At Savaya, it already felt like Day Zero had started. The decor was spread across the venue, the branding showed up in different corners, and the whole space felt closer to a mini festival than a regular club night. People were moving through the venue, taking in the view, meeting friends, and slowly gathering closer to the booth as the night went on. I was right at the front for John Summit, which made the set feel much more personal because there was almost no distance between the booth and the crowd. You could see people reacting track by track, the venue shifting as the sky got darker, and the night slowly becoming separate from normal Bali nightlife. With the ocean behind the venue, the lights across the crowd, and Day Zero details everywhere, Savaya felt like its own world for a few hours, and that made the April 15 takeover feel like the real beginning of my Day Zero Bali 2026 experience.
Day Zero Bali At GWK Cultural Park
After Savaya, the main Day Zero Bali 2026 experience came together on April 17 at GWK Cultural Park, where the festival held its central sunset-to-sunrise event. This was the core night of the April 14 to 19 Day Zero Week, following the takeover events across The Istana, Desa Kitsuné, Ulu Cliffhouse, and Savaya. What made GWK Cultural Park important was not only its size, but the way it matched the concept of Day Zero. The festival has always carried a strong link to ritual, setting, and long-form electronic music, and the Bali edition brought that into a site known for the Garuda Wisnu Kencana statue and large open-air spaces tied to Balinese cultural identity. The lineup also made that connection clearer, with Gamelan Semara Ratih (Live) appearing on the same program as Damian Lazarus, Bonobo, John Summit, Jamie Jones, Âme DJ, Vintage Culture, Monolink, Jan Blomqvist, and Satori, placing a Balinese musical element directly inside the main festival night.

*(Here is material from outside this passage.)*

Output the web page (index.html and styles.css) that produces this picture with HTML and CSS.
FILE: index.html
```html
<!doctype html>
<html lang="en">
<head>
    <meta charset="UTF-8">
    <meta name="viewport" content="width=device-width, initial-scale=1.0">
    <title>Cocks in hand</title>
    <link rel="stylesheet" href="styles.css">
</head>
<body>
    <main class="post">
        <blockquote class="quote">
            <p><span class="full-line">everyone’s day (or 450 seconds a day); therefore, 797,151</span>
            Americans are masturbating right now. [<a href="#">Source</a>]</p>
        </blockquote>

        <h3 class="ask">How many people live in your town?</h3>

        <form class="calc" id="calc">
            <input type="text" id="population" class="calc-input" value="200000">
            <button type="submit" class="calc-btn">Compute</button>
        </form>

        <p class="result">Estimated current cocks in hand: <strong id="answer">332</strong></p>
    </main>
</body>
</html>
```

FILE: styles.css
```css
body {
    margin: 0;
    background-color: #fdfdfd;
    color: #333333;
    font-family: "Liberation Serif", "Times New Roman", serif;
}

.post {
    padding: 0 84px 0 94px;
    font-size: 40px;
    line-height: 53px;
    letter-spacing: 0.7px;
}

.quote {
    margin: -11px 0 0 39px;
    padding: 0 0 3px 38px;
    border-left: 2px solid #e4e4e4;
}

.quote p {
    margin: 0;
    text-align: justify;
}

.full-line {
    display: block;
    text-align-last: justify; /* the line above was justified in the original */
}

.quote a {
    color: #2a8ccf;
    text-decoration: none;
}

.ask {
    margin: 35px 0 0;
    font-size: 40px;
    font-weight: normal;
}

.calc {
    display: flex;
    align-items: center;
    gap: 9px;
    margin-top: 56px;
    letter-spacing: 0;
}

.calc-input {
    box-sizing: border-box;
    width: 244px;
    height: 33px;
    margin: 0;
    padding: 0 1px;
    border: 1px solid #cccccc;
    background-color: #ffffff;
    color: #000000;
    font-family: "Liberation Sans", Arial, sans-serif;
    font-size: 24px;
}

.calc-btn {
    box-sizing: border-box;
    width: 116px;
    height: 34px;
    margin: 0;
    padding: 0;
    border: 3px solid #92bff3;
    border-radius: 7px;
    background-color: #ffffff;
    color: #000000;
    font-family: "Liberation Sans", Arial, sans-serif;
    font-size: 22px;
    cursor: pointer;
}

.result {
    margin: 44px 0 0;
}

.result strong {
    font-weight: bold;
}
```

That was where the festival started to feel different from a normal destination event. GWK Cultural Park already had scale before any stage, lighting, or production came into the picture, so Day Zero Bali did not need to force the cultural side of the experience. The festival details, the visual direction, the Balinese elements, and the setting all felt connected to where we were. After the more intimate feeling of Savaya, walking into GWK felt like entering the larger version of the same world. The space made people look around, slow down for a second, and take in the fact that this was not happening in a random festival field. It was happening under one of Bali’s most recognizable cultural landmarks, with electronic music, local sound, and the Day Zero concept meeting in the same place. For my first Day Zero, that made the main festival feel more meaningful because the Bali debut did not feel copied from another location. It felt like Day Zero had adapted to Bali without losing what made the festival recognizable in the first place.

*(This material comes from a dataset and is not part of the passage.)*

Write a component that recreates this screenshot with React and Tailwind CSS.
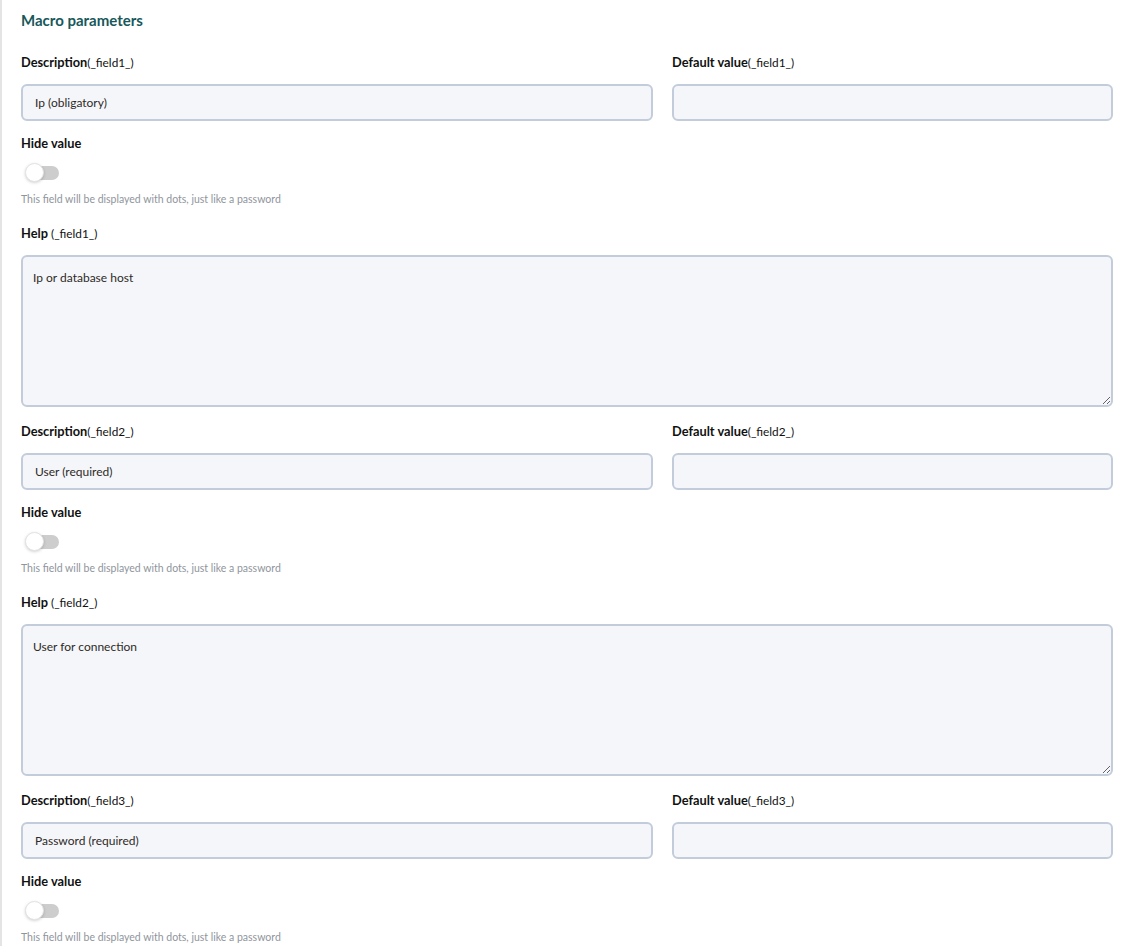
import React from 'react';

const fields = [
  { key: '_field1_', desc: 'Ip (obligatory)', help: 'Ip or database host', showHelp: true },
  { key: '_field2_', desc: 'User (required)', help: 'User for connection', showHelp: true },
  { key: '_field3_', desc: 'Password (required)', help: '', showHelp: false },
];

function Toggle() {
  return (
    <div className="relative mt-[12px] h-[19px] w-[40px]">
      <div className="absolute left-[8px] top-[3px] h-[14px] w-[30px] rounded-full bg-[#cdcdcd]"></div>
      <div className="absolute left-[4px] top-0 h-[19px] w-[19px] rounded-full border border-[#e3e3e3] bg-white shadow-[0_1px_3px_rgba(0,0,0,0.18)]"></div>
    </div>
  );
}

function FieldGroup({ field }) {
  return (
    <div>
      <div className="grid grid-cols-[632px_1fr] gap-x-[19px]">
        <div>
          <div className="h-[16px] leading-[16px] text-[12.8px] text-[#111]">
            <span className="font-bold">Description</span>
            <span className="text-[11.8px]">({field.key})</span>
          </div>
          <div className="mt-[14px] flex h-[37px] items-center rounded-[6px] border-2 border-[#c3ccdb] bg-[#f5f6fa] px-[12px] text-[12px] text-[#2e2a27]">
            {field.desc}
          </div>
        </div>
        <div>
          <div className="h-[16px] leading-[16px] text-[12.8px] text-[#111]">
            <span className="font-bold">Default value</span>
            <span className="text-[11.8px]">({field.key})</span>
          </div>
          <div className="mt-[14px] h-[37px] rounded-[6px] border-2 border-[#c3ccdb] bg-[#f5f6fa]"></div>
        </div>
      </div>

      <div className="mt-[14px] h-[16px] leading-[16px] text-[12.8px] font-bold text-[#111]">Hide value</div>
      <Toggle />
      <div className="mt-[10px] h-[14px] leading-[14px] text-[10.5px] text-[#8f959c]">
        This field will be displayed with dots, just like a password
      </div>

      {field.showHelp && (
        <>
          <div className="mt-[19px] h-[16px] leading-[16px] text-[12.8px] text-[#111]">
            <span className="font-bold">Help</span>
            <span className="text-[11.8px]"> ({field.key})</span>
          </div>
          <textarea
            readOnly
            defaultValue={field.help}
            className="mt-[14px] block h-[152px] w-full resize-y rounded-[6px] border-2 border-[#c3ccdb] bg-[#f5f6fa] px-[10px] pt-[12px] text-[12px] text-[#2e2a27] outline-none"
          />
        </>
      )}
    </div>
  );
}

export default function App() {
  return (
    <div className="min-h-[946px] w-full bg-white font-['Lato','Liberation_Sans',sans-serif]">
      <div className="min-h-[946px] border-l-2 border-[#e4e4e4] pl-[19px] pr-[16px] pt-[12px]">
        <h2 className="h-[16px] leading-[16px] text-[15px] font-bold text-[#17585a]">Macro parameters</h2>
        <div className="mt-[26px] flex flex-col gap-[16px]">
          {fields.map(f => (
            <FieldGroup key={f.key} field={f} />
          ))}
        </div>
      </div>
    </div>
  );
}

The Meaning Behind Day Zero Bali
Day Zero began in Tulum in 2012, created by Damian Lazarus around the end of the ancient Mayan calendar and the idea of a new beginning. That origin still matters because Day Zero has never been presented as only a lineup-led festival. Its identity has always been connected to place, ritual, nature, and the responsibility of holding an event in an environment that people are meant to respect. For the Bali debut, that context felt even more important because the main festival took place at GWK Cultural Park, a site closely tied to Balinese cultural identity through the Garuda Wisnu Kencana landmark and its large open-air grounds. The Bali edition also placed sustainability at the center of the event, with Day Zero describing its local approach through Leave No Trace, recyclable materials, organic waste handling, aluminium recycling, plastic reduction, and a zero-landfill goal for the festival.

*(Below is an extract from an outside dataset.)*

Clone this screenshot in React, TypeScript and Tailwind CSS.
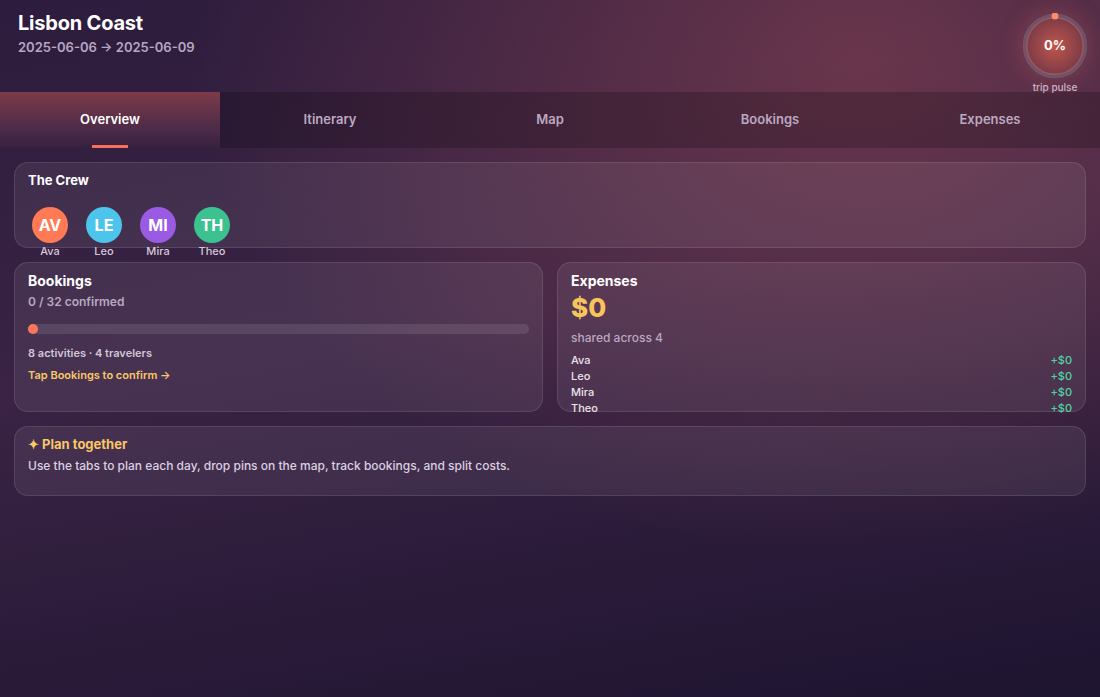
const crew = [
  { initials: "AV", name: "Ava", color: "bg-[#ff7a55]" },
  { initials: "LE", name: "Leo", color: "bg-[#4cc4ec]" },
  { initials: "MI", name: "Mira", color: "bg-[#9a5ae4]" },
  { initials: "TH", name: "Theo", color: "bg-[#3cc28f]" },
];

const tabs = ["Overview", "Itinerary", "Map", "Bookings", "Expenses"];

function Card({ className = "", children }: { className?: string; children: React.ReactNode }) {
  return (
    <div className={`rounded-[14px] border border-white/10 bg-white/[0.07] px-[13px] ${className}`}>{children}</div>
  );
}

function TripPulse() {
  return (
    <div className="flex flex-col items-center">
      <div className="relative h-[66px] w-[66px]">
        <div className="absolute inset-0 rounded-full shadow-[0_0_24px_rgba(255,120,90,0.25)]" />
        <svg width="66" height="66" viewBox="0 0 66 66" className="absolute inset-0">
          <defs>
            <radialGradient id="pulseFill" cx="50%" cy="50%" r="50%">
              <stop offset="0%" stopColor="#c0564a" />
              <stop offset="100%" stopColor="#7c3b47" />
            </radialGradient>
          </defs>
          <circle cx="33" cy="33" r="29" fill="url(#pulseFill)" />
          <circle cx="33" cy="33" r="30" fill="none" stroke="rgba(255,255,255,0.16)" strokeWidth="5" />
          <circle cx="33" cy="3" r="3.5" fill="#ff8a66" />
        </svg>
        <span className="absolute inset-0 flex items-center justify-center text-[13px] font-bold text-white">0%</span>
      </div>
      <span className="mt-[3px] text-[10px] font-medium leading-none text-[#c9b8c9]">trip pulse</span>
    </div>
  );
}

export default function App() {
  return (
    <div
      className="min-h-[697px] w-full font-['Inter',sans-serif] text-white bg-[radial-gradient(ellipse_at_78%_8%,rgba(170,80,90,0.45),transparent_55%),linear-gradient(170deg,#2d1c3d_0%,#3a2344_45%,#1d1430_100%)]"
    >
      <header className="flex h-[92px] items-start justify-between pl-[18px] pr-[12px]">
        <div className="pt-[11px]">
          <h1 className="text-[20px] font-bold leading-[24px] tracking-[-0.2px]">Lisbon Coast</h1>
          <p className="mt-[4px] text-[13px] font-semibold leading-[16px] text-[#b7a6c2]">2025-06-06 → 2025-06-09</p>
        </div>
        <div className="pt-[13px]">
          <TripPulse />
        </div>
      </header>

      <nav className="grid h-[56px] grid-cols-5 bg-black/20">
        {tabs.map((t, i) => (
          <div
            key={t}
            className={`relative flex items-center justify-center text-[13px] font-semibold ${
              i === 0 ? "bg-[linear-gradient(180deg,#7c3b48_0%,#4a2a48_70%,#37203f_100%)] text-white" : "text-[#bba9c0]"
            }`}
          >
            {t}
            {i === 0 && <span className="absolute bottom-0 h-[3px] w-[36px] bg-[#f8705e]" />}
          </div>
        ))}
      </nav>

      <main className="flex flex-col gap-[14px] p-[14px]">
        <Card className="h-[86px] pt-[9px]">
          <h2 className="text-[13px] font-bold leading-[16px]">The Crew</h2>
          <div className="mt-[19px] flex gap-[18px] pl-[4px]">
            {crew.map((c) => (
              <div key={c.name} className="flex w-[36px] flex-col items-center">
                <div className={`flex h-[36px] w-[36px] items-center justify-center rounded-full text-[16px] font-bold ${c.color}`}>
                  {c.initials}
                </div>
                <span className="mt-[2px] text-[11px] font-medium leading-[13px] text-[#d6c8d8]">{c.name}</span>
              </div>
            ))}
          </div>
        </Card>

        <div className="grid grid-cols-2 gap-[14px]">
          <Card className="h-[150px] pt-[9px]">
            <h2 className="text-[14px] font-bold leading-[18px]">Bookings</h2>
            <p className="mt-[4px] text-[12px] font-semibold leading-[16px] text-[#b9a8c0]">0 / 32 confirmed</p>
            <div className="relative mt-[14px] h-[10px] rounded-full bg-white/10">
              <span className="absolute left-0 top-0 h-[10px] w-[10px] rounded-full bg-[#ff7559]" />
            </div>
            <p className="mt-[12px] text-[11px] font-semibold leading-[14px] text-[#d3c6d6]">8 activities · 4 travelers</p>
            <p className="mt-[8px] text-[11px] font-semibold leading-[14px] text-[#f8c766]">Tap Bookings to confirm →</p>
          </Card>

          <Card className="h-[150px] pt-[9px]">
            <h2 className="text-[14px] font-bold leading-[18px]">Expenses</h2>
            <p className="mt-[2px] text-[26px] font-extrabold leading-[32px] text-[#f8c45c]">$0</p>
            <p className="mt-[6px] text-[12px] font-medium leading-[16px] text-[#b9a8c0]">shared across 4</p>
            <ul className="mt-[6px]">
              {crew.map((c) => (
                <li key={c.name} className="flex justify-between text-[11px] font-medium leading-[16px]">
                  <span className="text-[#ece2ee]">{c.name}</span>
                  <span className="text-[#4fd3a3]">+$0</span>
                </li>
              ))}
            </ul>
          </Card>
        </div>

        <Card className="h-[70px] pt-[9px]">
          <h2 className="text-[13px] font-bold leading-[16px] text-[#f8c766]">✦ Plan together</h2>
          <p className="mt-[6px] text-[12px] font-medium leading-[16px] text-[#dccfe0]">
            Use the tabs to plan each day, drop pins on the map, track bookings, and split costs.
          </p>
        </Card>
      </main>
    </div>
  );
}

That message felt much stronger after seeing how GWK Cultural Park looked once the festival had ended. An event running from sunset to sunrise at that scale can easily leave a venue feeling exhausted the next day, especially with thousands of people moving through the grounds, food and drink areas operating all night, decor placed across the space, lighting and production being packed down, and the usual pressure that comes with turning a cultural site into a festival setting. What impressed me was how quickly the space seemed to return to itself. By the next day, GWK Cultural Park was already back to normal, which made the sustainability side of Day Zero Bali 2026 feel visible beyond the words attached to the event. It showed care in a way that people could actually notice after the music stopped, especially because the festival had created such a complete world inside the park the night before. For me, that became one of the clearest reasons Day Zero Bali felt different. It did not only bring the Tulum concept to Bali for one night. It treated the location as something that had to be respected before, during, and after the festival.
Why Day Zero Bali Should Return
By the time Day Zero Bali 2026 ended, it felt like the festival had made a strong case for why Bali should become part of its future. The first edition had the right balance of international pull, local setting, and a week-long structure that gave people more than one way to experience the festival. Savaya gave Day Zero Week its more intimate cliffside moment, while GWK Cultural Park gave the main event the scale and cultural setting needed for a proper Bali debut. That combination made the experience feel considered, not just placed on the island for the sake of adding another destination to the calendar.
For me, the biggest reason Day Zero Bali worked was because it gave the festival space to grow without losing what made it feel personal. There was the excitement of seeing John Summit at Savaya, the scale of walking into GWK Cultural Park, the cultural details throughout the main festival, and the respect shown to the venue once everything was over. Those details made the debut feel like the beginning of something with real potential in Bali. If Day Zero Bali returns, it already has a strong foundation to build from: a concept people understand, venues that match the island’s character, and a format that can turn a festival weekend into a fuller experience across Bali.